I think him doing time for being a nonce, followed by being extradited to the USA would be a better punishment.
I deliberately chose the word "cruellest", not "best".
 
I think he should be put in an arena in Kabul with all the relatives of the people who were murdered by the Taliban after he released those documents giving their identities.
Naah, just drop him in between Kabul and Helmand and tell him to walk home.
 
Also of note is how the likes of the Guardian and the apologists here (Bugsy, DeltaDog, I'm looking at you) have refused to acknowledge, have ignored, and will continue to ignore and acknowledge the above whilst dribbling about non-existant extradition requests and charges against the Narcisstic Skippylander.

Plus ça change.......
Actually, the Guardian's editorial line for some time has been that Rapey Jules is a bit of a lady's front bottom

The Guardian view on Julian Assange: no victim of arbitrary detention | Editorial

How did the UN get it so wrong on Julian Assange?| Joshua Rozenberg
 
They still ignored the matter of how the decision from the panel was not unanimous, doesn't matter what the columnists, etc, think of him.
What is surprising to me in Canada, is how much space is accorded to the "Guardian" newspaper -- for it seems to be very, very lefty and not at all what I thought the average Brit would subscribe to.
 
What is surprising to me in Canada, is how much space is accorded to the "Guardian" newspaper -- for it seems to be very, very lefty and not at all what I thought the average Brit would subscribe to.

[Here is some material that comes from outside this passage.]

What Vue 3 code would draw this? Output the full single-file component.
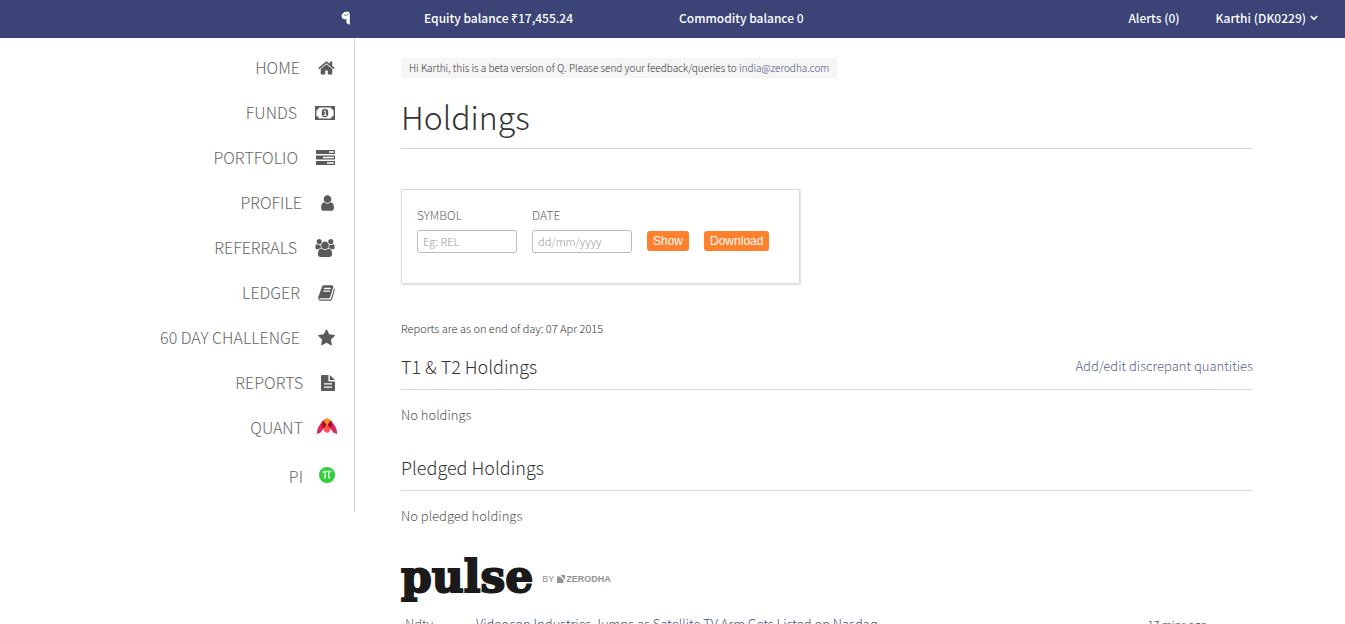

The 'average Brit' has a range of political opinions. If you look at our range of national newspapers you'll find that they cater for everyone from the left to the right.
 
What is surprising to me in Canada, is how much space is accorded to the "Guardian" newspaper -- for it seems to be very, very lefty and not at all what I thought the average Brit would subscribe to.
Funnily enough, the Guardian is running a piece in today's issue about how the left wing is very selective about who gets support, and how a serious sex charge like Assange's can be conveniently ignored if the fugitive is perceived to be a "right on" hero against the Capitalist Establishment.